Give the number of lines that contain the string "components", and nothing else.

• [Given material]
____

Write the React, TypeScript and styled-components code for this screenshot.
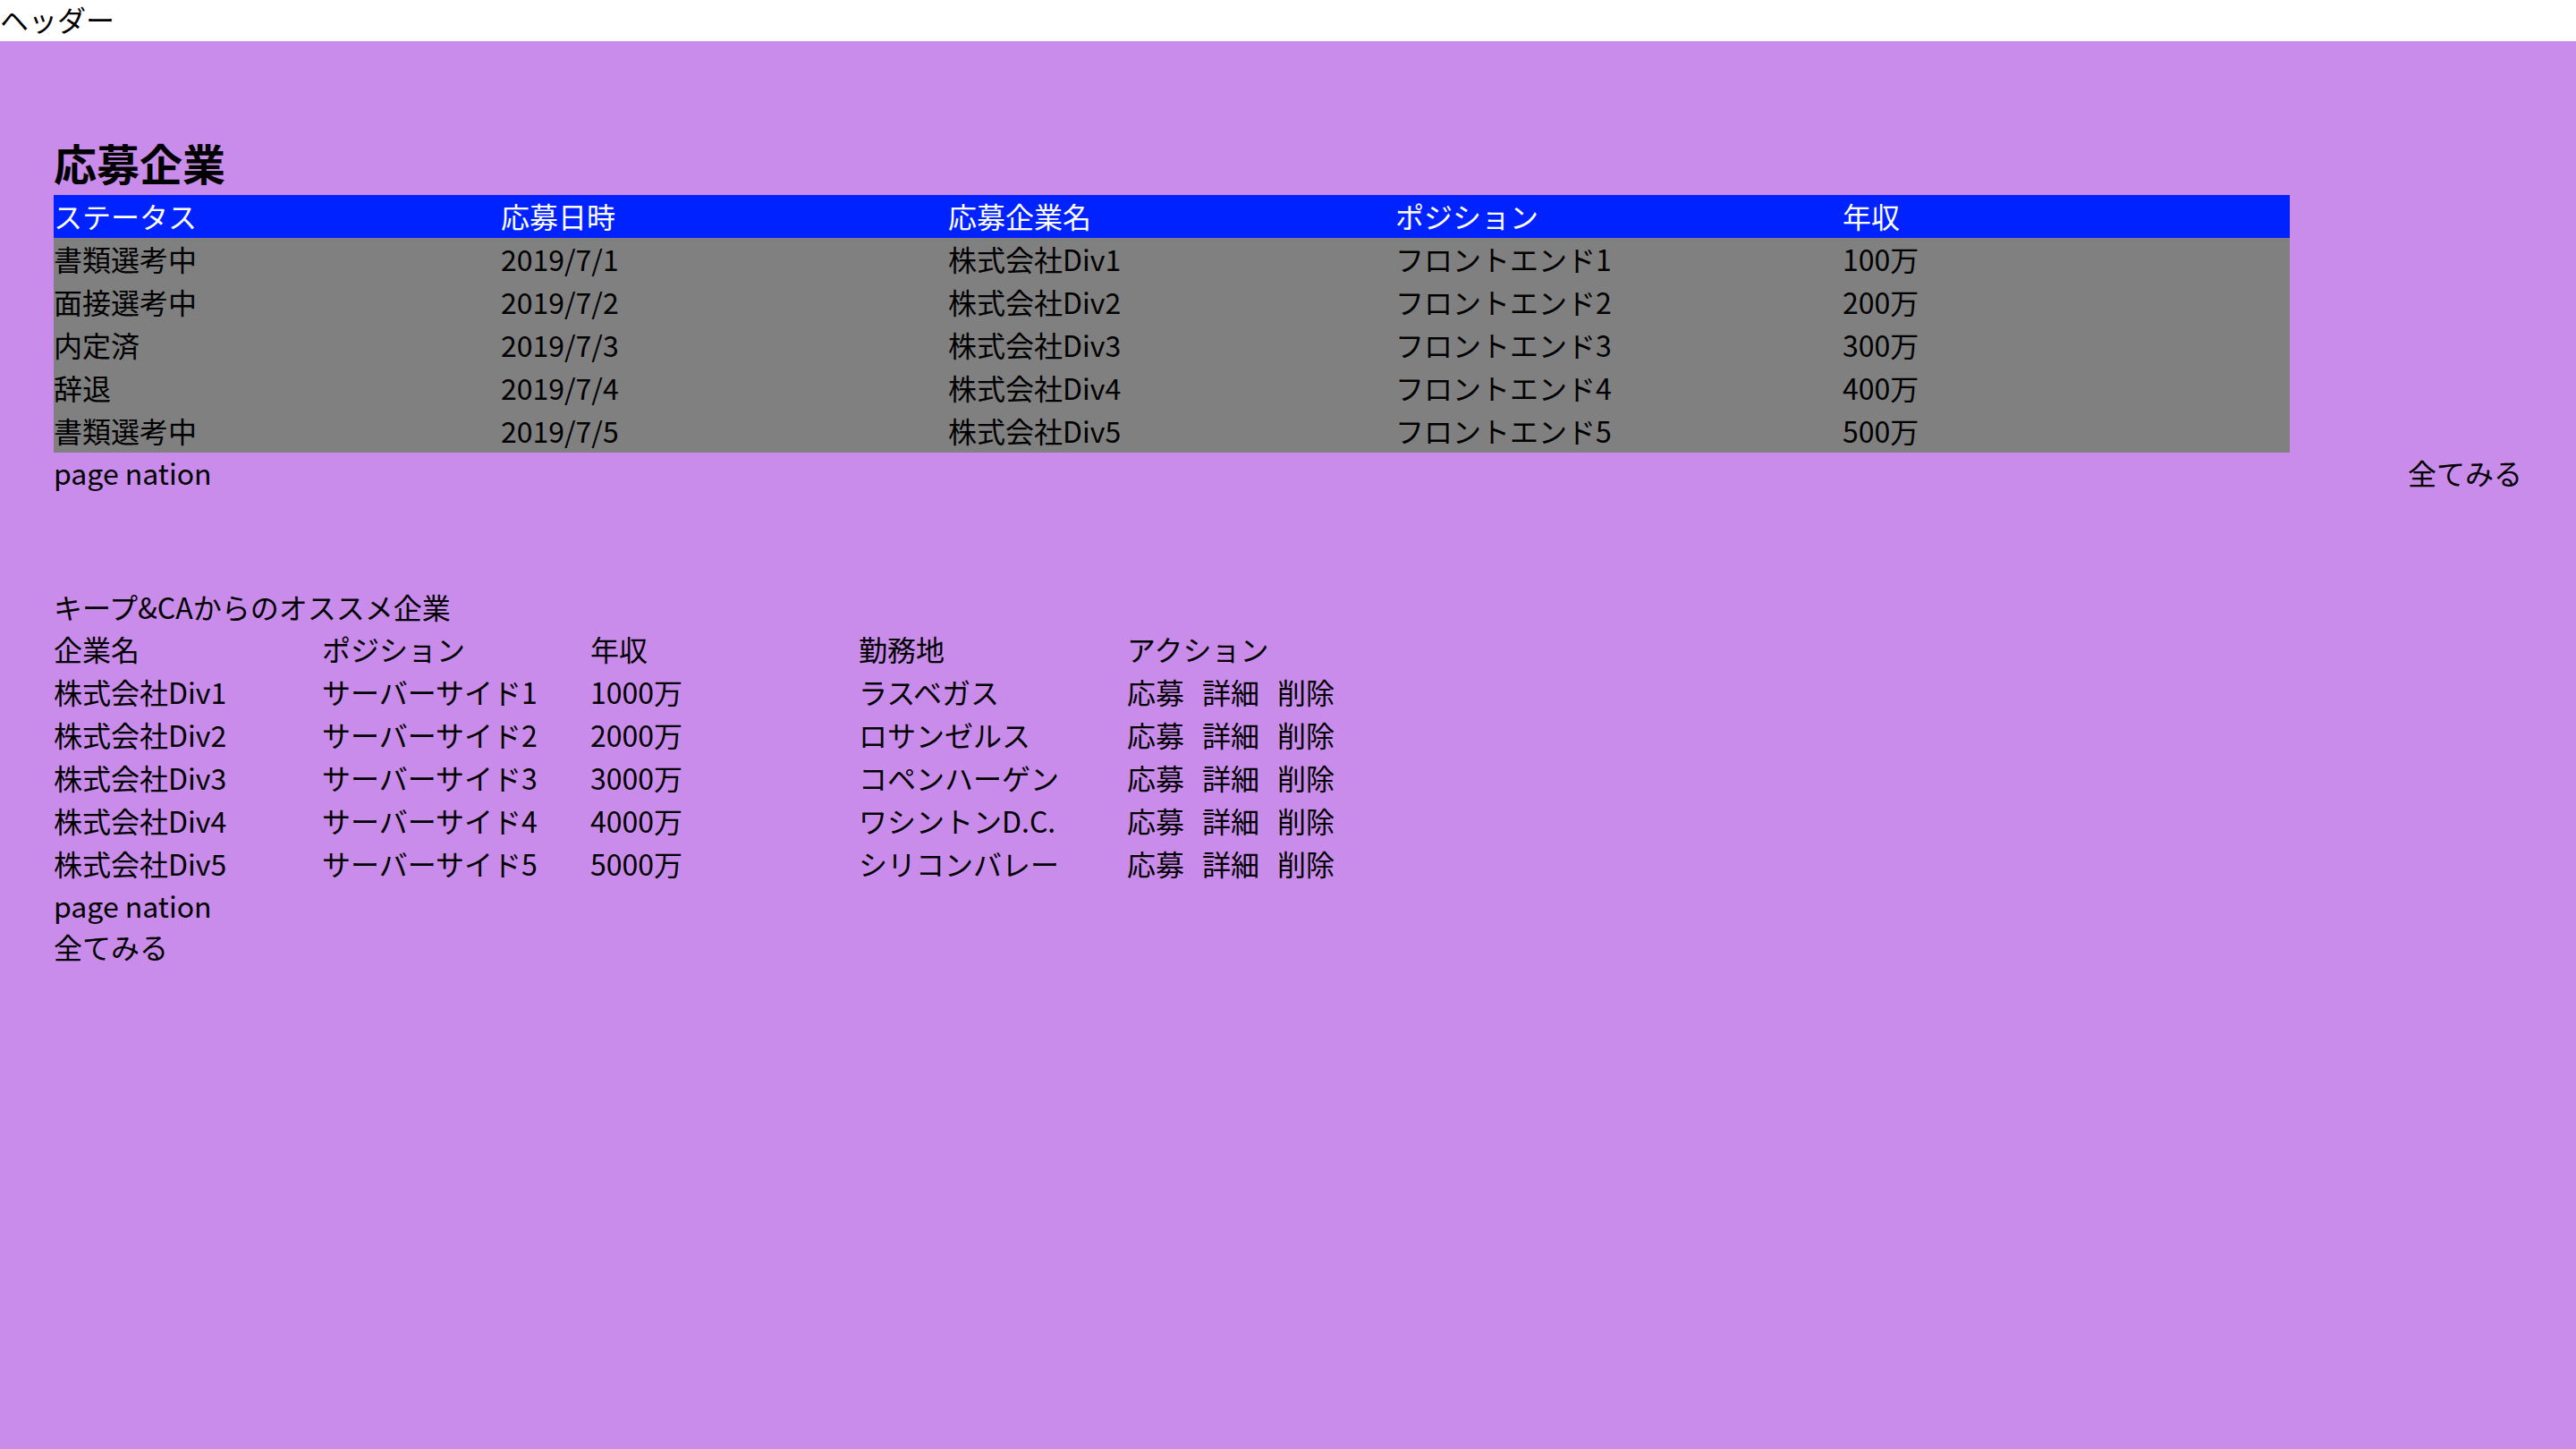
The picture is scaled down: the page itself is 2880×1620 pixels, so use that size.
import styled, { createGlobalStyle } from "styled-components"

const GlobalStyle = createGlobalStyle`
    html, body {
        margin: 0;
        padding: 0;
        min-height: 100%;
    }
    body {
        background-color: #ca8ceb;
        font-family: "Noto Sans CJK JP", "Noto Sans", sans-serif;
        font-size: 32px;
        line-height: 46px;
        color: #000;
    }
`

const Header = styled.header`
    height: 46px;
    box-sizing: border-box;
    padding-bottom: 3px;
    background-color: #fff;
    font-size: 32px;
    line-height: 43px;
`

const Main = styled.main`
    padding: 0 60px 60px;
`

const Title = styled.h2`
    margin: 102px 0 0;
    padding-bottom: 4px;
    font-size: 48px;
    line-height: 66px;
    font-weight: 700;
`

const Table = styled.table<{ $width: number }>`
    width: ${(p) => p.$width}px;
    border-collapse: collapse;
    border-spacing: 0;
    table-layout: fixed;
    font-size: 32px;
    line-height: 46px;
`

const HeadRow = styled.tr<{ $bg?: string; $color?: string }>`
    background-color: ${(p) => p.$bg || "transparent"};
    color: ${(p) => p.$color || "#000"};
`

const BodyRow = styled.tr<{ $bg?: string }>`
    background-color: ${(p) => p.$bg || "transparent"};
`

const Th = styled.th`
    padding: 0 0 2px;
    text-align: left;
    font-weight: 400;
    white-space: nowrap;
`

const Td = styled.td`
    padding: 0 0 2px;
    white-space: nowrap;
`

const Actions = styled.div`
    display: flex;
    gap: 20px;
`

const FooterRow = styled.div`
    display: flex;
    justify-content: space-between;
    height: 46px;
    line-height: 44px;
`

const LinkText = styled.span`
    cursor: pointer;
`

const Section = styled.section`
    margin-top: 104px;
`

const SectionLabel = styled.div`
    height: 46px;
    line-height: 44px;
`

const applied = [
    { status: "書類選考中", date: "2019/7/1", company: "株式会社Div1", position: "フロントエンド1", salary: "100万" },
    { status: "面接選考中", date: "2019/7/2", company: "株式会社Div2", position: "フロントエンド2", salary: "200万" },
    { status: "内定済", date: "2019/7/3", company: "株式会社Div3", position: "フロントエンド3", salary: "300万" },
    { status: "辞退", date: "2019/7/4", company: "株式会社Div4", position: "フロントエンド4", salary: "400万" },
    { status: "書類選考中", date: "2019/7/5", company: "株式会社Div5", position: "フロントエンド5", salary: "500万" },
]

const recommended = [
    { company: "株式会社Div1", position: "サーバーサイド1", salary: "1000万", place: "ラスベガス" },
    { company: "株式会社Div2", position: "サーバーサイド2", salary: "2000万", place: "ロサンゼルス" },
    { company: "株式会社Div3", position: "サーバーサイド3", salary: "3000万", place: "コペンハーゲン" },
    { company: "株式会社Div4", position: "サーバーサイド4", salary: "4000万", place: "ワシントンD.C." },
    { company: "株式会社Div5", position: "サーバーサイド5", salary: "5000万", place: "シリコンバレー" },
]

export default function App() {
    return (
        <>
            <GlobalStyle />
            <Header>ヘッダー</Header>
            <Main>
                <Title>応募企業</Title>
                <Table $width={2500}>
                    <thead>
                        <HeadRow $bg="#0022ff" $color="#fff">
                            <Th>ステータス</Th>
                            <Th>応募日時</Th>
                            <Th>応募企業名</Th>
                            <Th>ポジション</Th>
                            <Th>年収</Th>
                        </HeadRow>
                    </thead>
                    <tbody>
                        {applied.map((row, i) => (
                            <BodyRow key={i} $bg="#808080">
                                <Td>{row.status}</Td>
                                <Td>{row.date}</Td>
                                <Td>{row.company}</Td>
                                <Td>{row.position}</Td>
                                <Td>{row.salary}</Td>
                            </BodyRow>
                        ))}
                    </tbody>
                </Table>
                <FooterRow>
                    <LinkText>page nation</LinkText>
                    <LinkText>全てみる</LinkText>
                </FooterRow>

                <Section>
                    <SectionLabel>キープ&CAからのオススメ企業</SectionLabel>
                    <Table $width={1500}>
                        <thead>
                            <HeadRow>
                                <Th>企業名</Th>
                                <Th>ポジション</Th>
                                <Th>年収</Th>
                                <Th>勤務地</Th>
                                <Th>アクション</Th>
                            </HeadRow>
                        </thead>
                        <tbody>
                            {recommended.map((row, i) => (
                                <BodyRow key={i}>
                                    <Td>{row.company}</Td>
                                    <Td>{row.position}</Td>
                                    <Td>{row.salary}</Td>
                                    <Td>{row.place}</Td>
                                    <Td>
                                        <Actions>
                                            <LinkText>応募</LinkText>
                                            <LinkText>詳細</LinkText>
                                            <LinkText>削除</LinkText>
                                        </Actions>
                                    </Td>
                                </BodyRow>
                            ))}
                        </tbody>
                    </Table>
                    <SectionLabel>page nation</SectionLabel>
                    <SectionLabel>全てみる</SectionLabel>
                </Section>
            </Main>
        </>
    )
}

____

• [Response to this task] 2